I wouldn’t really describe myself as a Bayesian, Frequentist, Likelihoodist, Machine Learner etc, despite seeing plenty of value in each approach. The more I read on foundations the more I find myself – to my surprise, since I used to view them as old-fashioned – quite sympathetic with Fisher, Barnard, Cox, Sprott, Barndorff-Nielsen etc. In particular on the organisation, reduction, splitting, combining etc of ‘information’ and the geometric perspective on this.

Hence me trying to understand PPC from this point of view. I think the simple point that you can for example base estimation on part of the data and checking on another part, and in simple cases represent this as a factorisation, clears a few things up for me. It also explains some (retrospectively) obvious results I saw when using PPC eg the difference between checks based directly on fitted stats vs those based on ‘residual’ information.

But even then I have plenty of disagreements with the Fisherian school, and would like to see it extended to more complex problems. Bayes in the Jeffreys, Jaynes vein is of course similar to this ‘organisation of information’ perspective, but I find Jaynes in particular tends to often make overly strong claims while ignoring mathematical and philosophical subtleties. Classic physicist style of course!

(I started writing some notes on a reformulation of this sort of perspective in terms of category theory but I doubt I’ll ever finish them or anyone would read them if I did! Sander did, surprisingly, offer some encouragement on this – the DAG people are probably more open to general abstract nonsense in diagram form!).

RE: The Stanford school. Yes they seem a somewhat strange mix of decision theory, optimisation and function approximation. (Though again, not an unfamiliar mix to me – I spend a fair amount of time around operations research people, and minored in it in undergrad. Everything is rewritten as an optimal decision problem. And yes the statistical aspect seems to come from NP origins.

The models are often implicit while primary focus is given to the ‘fitting procedure’. And to them, likelihood is mainly just an objective function to be maximised to get estimators to evaluate Frequentist style.
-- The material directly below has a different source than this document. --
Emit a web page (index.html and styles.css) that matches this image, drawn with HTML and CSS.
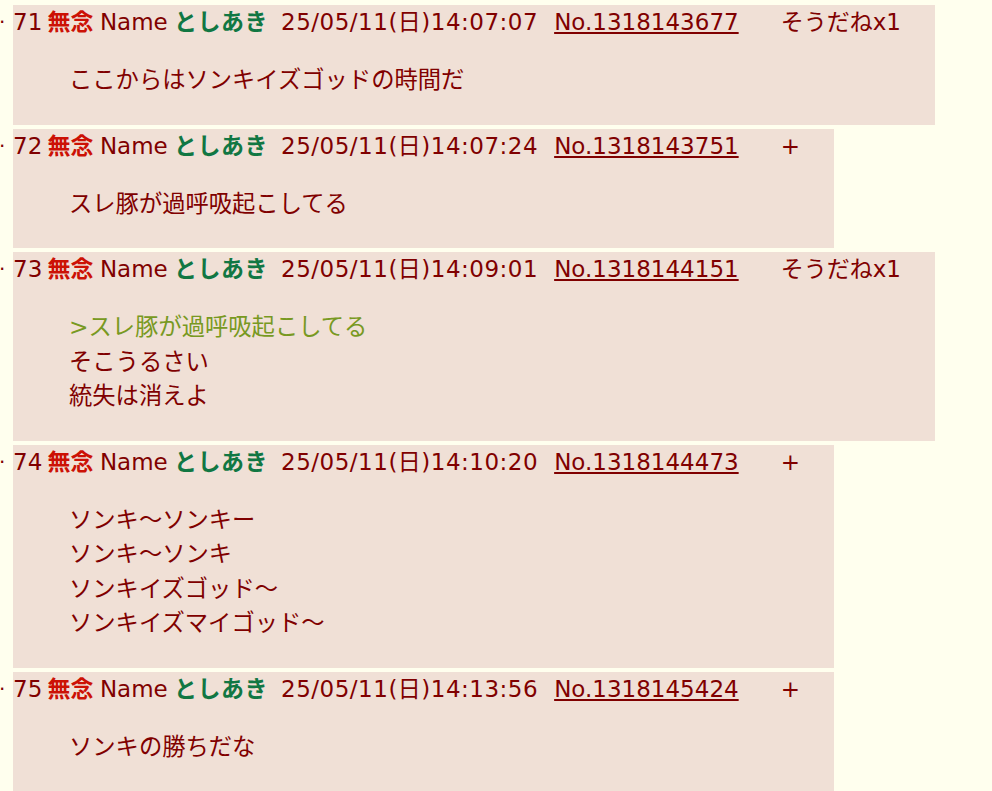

(Of course this connects to the two big misconceptions about likelihood analysis from both Bayes and Freq – one that it’s just for getting Frequentist estimators, usually via maximisation. Two, it can’t handle nuisance parameters systematically.)

Bayes of course tends to blend modeling and inference. Both have pros and cons to me – I think there is benefit to separating a model from its analysis (think for example finding weak solutions to differential equations) while there is also benefit in seeing this in turn as a modified model (think for example rewriting a differential equation as an integral equation – again leads to weak solutions, but from a more model-based perspective).

Some people love to think in terms of models, some in terms of procedures. This is a difficult gap to bridge sometimes, particularly between eg stats/comp sci vs scientists. I think the idea of ‘measurement’ is important here. ‘Framework theories’ like quantum mechanics and thermodynamics provide a good guide to me, but of course there is no shortage of arguments over how to think about these subjects either!

In terms of p-values for model checking, I definitely prefer graphical checks. In terms of Frequentist parameter inference I differ from you I think in that I see value in seeing confidence intervals as inverted hypothesis tests. I prefer however to see them as something like an inverse image of the data in parameter space rather than as a measure of uncertainty or even as a measure of error rates.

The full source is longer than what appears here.